Web page code records:
::::::::::

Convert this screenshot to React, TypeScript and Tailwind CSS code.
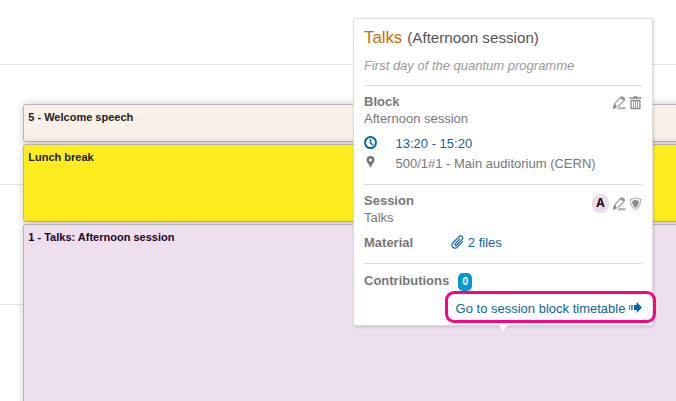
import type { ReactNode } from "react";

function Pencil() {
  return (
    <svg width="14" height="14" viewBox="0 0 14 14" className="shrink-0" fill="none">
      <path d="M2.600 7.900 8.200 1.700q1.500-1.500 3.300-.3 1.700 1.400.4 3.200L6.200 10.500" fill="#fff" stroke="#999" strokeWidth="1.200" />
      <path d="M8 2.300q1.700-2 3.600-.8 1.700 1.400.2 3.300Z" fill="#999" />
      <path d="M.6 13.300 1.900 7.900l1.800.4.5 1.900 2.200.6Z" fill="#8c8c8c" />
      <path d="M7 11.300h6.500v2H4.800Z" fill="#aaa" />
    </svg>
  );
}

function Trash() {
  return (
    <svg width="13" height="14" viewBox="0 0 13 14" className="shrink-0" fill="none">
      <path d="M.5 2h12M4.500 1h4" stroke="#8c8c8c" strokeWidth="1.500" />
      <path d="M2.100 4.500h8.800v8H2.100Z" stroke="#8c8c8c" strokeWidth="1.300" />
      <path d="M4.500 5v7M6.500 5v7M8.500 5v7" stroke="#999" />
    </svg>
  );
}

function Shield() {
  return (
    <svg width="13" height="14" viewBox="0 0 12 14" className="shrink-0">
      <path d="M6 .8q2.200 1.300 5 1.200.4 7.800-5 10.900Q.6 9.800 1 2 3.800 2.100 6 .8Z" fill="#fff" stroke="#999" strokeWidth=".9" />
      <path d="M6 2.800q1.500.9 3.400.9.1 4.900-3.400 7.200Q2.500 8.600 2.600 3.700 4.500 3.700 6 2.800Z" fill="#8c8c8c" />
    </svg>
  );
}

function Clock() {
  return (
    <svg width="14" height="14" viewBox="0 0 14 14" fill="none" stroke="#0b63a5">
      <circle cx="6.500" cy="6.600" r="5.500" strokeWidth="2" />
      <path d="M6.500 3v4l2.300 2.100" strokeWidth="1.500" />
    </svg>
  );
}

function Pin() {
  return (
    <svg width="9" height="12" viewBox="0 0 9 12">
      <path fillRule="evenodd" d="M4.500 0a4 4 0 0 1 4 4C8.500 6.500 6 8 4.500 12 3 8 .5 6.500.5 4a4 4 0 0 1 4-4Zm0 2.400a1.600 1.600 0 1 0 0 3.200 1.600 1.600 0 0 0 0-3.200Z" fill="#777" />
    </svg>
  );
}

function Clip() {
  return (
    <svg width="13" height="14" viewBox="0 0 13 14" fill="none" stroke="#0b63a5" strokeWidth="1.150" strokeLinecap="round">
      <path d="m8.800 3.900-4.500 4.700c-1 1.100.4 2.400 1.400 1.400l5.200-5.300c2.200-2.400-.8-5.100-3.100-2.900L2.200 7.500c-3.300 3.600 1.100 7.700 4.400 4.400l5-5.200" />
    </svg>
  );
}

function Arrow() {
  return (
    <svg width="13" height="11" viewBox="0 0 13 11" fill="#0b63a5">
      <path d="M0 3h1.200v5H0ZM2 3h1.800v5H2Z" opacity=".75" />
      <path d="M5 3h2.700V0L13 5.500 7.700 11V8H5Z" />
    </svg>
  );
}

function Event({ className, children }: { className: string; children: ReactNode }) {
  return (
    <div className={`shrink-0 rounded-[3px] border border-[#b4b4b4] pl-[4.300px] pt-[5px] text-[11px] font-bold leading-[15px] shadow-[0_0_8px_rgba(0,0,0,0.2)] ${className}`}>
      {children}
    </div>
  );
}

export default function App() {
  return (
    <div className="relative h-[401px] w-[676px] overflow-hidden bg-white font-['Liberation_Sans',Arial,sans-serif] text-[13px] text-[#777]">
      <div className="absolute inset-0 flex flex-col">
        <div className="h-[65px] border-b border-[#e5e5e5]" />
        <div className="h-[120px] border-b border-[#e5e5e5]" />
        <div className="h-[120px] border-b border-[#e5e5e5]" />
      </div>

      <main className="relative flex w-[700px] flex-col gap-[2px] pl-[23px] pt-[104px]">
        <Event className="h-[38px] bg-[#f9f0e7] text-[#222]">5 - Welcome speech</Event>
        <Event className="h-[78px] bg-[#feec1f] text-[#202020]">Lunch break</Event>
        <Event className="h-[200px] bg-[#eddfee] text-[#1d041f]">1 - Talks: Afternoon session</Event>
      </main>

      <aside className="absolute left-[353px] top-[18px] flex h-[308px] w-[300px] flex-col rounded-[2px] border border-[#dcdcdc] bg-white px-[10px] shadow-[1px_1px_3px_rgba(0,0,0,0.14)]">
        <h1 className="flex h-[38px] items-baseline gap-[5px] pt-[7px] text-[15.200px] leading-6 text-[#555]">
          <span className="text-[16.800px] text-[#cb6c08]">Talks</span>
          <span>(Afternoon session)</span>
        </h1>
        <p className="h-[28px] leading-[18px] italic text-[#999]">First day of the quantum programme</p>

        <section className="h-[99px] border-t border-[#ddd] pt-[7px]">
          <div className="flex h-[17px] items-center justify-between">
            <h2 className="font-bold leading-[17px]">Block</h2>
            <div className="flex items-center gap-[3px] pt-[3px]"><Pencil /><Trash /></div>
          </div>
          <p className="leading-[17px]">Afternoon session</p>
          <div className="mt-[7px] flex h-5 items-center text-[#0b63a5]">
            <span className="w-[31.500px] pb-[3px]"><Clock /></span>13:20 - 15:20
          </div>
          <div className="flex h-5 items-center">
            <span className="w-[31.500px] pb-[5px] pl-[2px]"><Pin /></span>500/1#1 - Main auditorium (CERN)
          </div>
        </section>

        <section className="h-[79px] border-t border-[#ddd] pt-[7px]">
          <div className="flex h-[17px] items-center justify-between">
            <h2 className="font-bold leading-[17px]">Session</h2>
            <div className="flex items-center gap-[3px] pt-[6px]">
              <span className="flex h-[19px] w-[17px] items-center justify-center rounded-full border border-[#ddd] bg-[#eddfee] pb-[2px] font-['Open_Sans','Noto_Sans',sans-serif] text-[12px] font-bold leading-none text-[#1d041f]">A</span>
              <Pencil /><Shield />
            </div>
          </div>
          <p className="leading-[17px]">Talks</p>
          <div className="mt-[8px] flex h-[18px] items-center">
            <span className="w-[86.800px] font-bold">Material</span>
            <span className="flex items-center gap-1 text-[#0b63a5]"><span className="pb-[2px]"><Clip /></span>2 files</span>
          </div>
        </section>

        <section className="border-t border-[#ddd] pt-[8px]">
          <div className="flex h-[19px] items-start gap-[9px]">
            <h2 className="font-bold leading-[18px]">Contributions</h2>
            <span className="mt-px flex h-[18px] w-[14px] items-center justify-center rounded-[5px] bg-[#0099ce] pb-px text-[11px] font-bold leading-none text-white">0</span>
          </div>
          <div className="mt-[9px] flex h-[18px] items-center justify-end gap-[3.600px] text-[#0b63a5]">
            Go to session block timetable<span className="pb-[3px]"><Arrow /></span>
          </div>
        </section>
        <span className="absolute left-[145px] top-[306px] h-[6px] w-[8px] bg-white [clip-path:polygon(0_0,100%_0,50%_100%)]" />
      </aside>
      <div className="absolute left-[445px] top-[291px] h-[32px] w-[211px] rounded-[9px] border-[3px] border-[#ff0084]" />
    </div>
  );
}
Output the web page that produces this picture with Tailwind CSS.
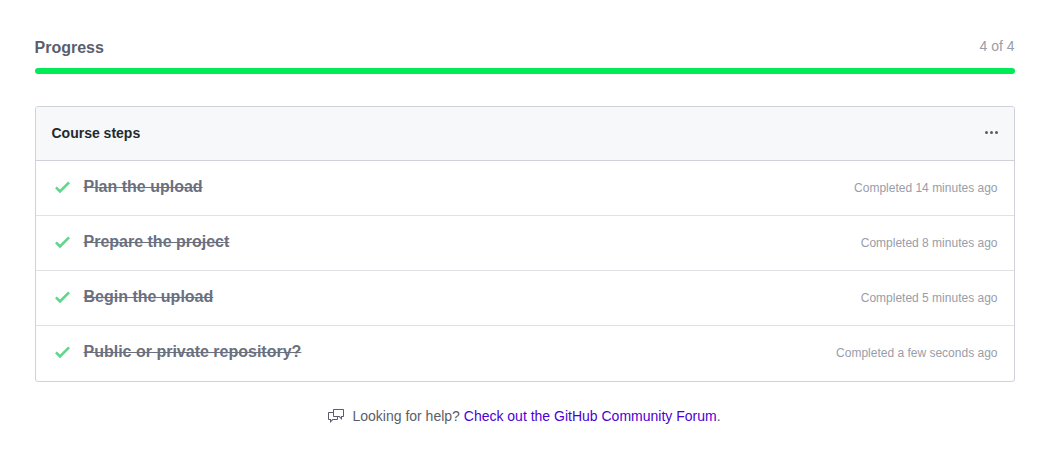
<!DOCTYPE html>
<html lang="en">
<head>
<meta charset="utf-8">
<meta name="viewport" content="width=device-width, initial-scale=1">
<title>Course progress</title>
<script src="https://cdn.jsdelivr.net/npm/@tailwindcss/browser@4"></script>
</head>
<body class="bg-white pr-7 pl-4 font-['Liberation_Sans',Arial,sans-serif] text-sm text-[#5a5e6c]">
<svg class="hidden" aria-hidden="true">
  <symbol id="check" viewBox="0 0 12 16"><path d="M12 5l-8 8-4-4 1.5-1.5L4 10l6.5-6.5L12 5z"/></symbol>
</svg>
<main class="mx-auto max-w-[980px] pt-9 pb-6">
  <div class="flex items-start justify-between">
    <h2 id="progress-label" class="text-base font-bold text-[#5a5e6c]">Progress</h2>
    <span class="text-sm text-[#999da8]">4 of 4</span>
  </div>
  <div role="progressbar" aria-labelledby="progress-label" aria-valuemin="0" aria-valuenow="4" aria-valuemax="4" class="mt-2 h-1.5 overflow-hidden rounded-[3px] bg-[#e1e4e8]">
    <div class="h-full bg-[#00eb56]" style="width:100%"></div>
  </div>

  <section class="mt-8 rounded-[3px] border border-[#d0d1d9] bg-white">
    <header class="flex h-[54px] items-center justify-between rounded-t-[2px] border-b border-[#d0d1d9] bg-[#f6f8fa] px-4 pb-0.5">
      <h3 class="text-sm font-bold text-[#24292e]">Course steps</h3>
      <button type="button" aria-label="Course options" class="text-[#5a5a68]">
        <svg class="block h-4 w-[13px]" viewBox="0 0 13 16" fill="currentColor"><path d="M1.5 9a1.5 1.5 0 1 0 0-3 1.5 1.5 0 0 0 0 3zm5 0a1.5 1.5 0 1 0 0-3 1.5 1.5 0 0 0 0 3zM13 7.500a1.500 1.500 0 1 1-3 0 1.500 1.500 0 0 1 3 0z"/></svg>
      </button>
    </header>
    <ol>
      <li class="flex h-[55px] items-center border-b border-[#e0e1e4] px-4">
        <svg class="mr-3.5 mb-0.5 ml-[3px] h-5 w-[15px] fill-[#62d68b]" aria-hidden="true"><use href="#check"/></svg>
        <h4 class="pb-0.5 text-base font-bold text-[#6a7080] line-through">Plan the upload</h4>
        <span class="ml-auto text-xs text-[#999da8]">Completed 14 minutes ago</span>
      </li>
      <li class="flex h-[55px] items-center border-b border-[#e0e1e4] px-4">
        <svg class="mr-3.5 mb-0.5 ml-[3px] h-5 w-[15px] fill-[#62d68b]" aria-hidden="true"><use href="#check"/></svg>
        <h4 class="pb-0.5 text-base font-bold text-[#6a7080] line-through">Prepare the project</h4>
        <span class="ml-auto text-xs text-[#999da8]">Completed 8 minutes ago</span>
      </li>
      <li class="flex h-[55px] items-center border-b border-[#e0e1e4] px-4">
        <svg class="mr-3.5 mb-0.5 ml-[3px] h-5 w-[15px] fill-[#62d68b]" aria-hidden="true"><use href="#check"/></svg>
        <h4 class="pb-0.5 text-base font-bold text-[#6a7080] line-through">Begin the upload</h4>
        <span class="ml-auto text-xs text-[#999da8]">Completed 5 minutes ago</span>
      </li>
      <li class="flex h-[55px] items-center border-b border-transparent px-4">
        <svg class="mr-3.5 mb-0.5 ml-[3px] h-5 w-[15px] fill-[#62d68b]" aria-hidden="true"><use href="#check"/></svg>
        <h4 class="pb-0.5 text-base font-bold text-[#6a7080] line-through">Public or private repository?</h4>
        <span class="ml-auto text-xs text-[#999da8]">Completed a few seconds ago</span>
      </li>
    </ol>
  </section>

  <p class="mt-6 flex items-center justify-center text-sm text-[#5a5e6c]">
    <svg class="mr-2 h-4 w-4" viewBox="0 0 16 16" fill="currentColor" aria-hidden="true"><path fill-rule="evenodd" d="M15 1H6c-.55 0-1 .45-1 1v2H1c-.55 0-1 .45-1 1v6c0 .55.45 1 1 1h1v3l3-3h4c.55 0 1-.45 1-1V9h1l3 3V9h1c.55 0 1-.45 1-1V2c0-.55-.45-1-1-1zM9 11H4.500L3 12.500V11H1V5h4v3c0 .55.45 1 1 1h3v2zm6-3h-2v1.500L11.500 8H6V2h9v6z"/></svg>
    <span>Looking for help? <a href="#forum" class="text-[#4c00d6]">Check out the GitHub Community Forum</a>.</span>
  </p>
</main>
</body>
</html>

::::::::::

State how many lines of the records above contain the word "this", giving only that number.

> _Exercise output_
2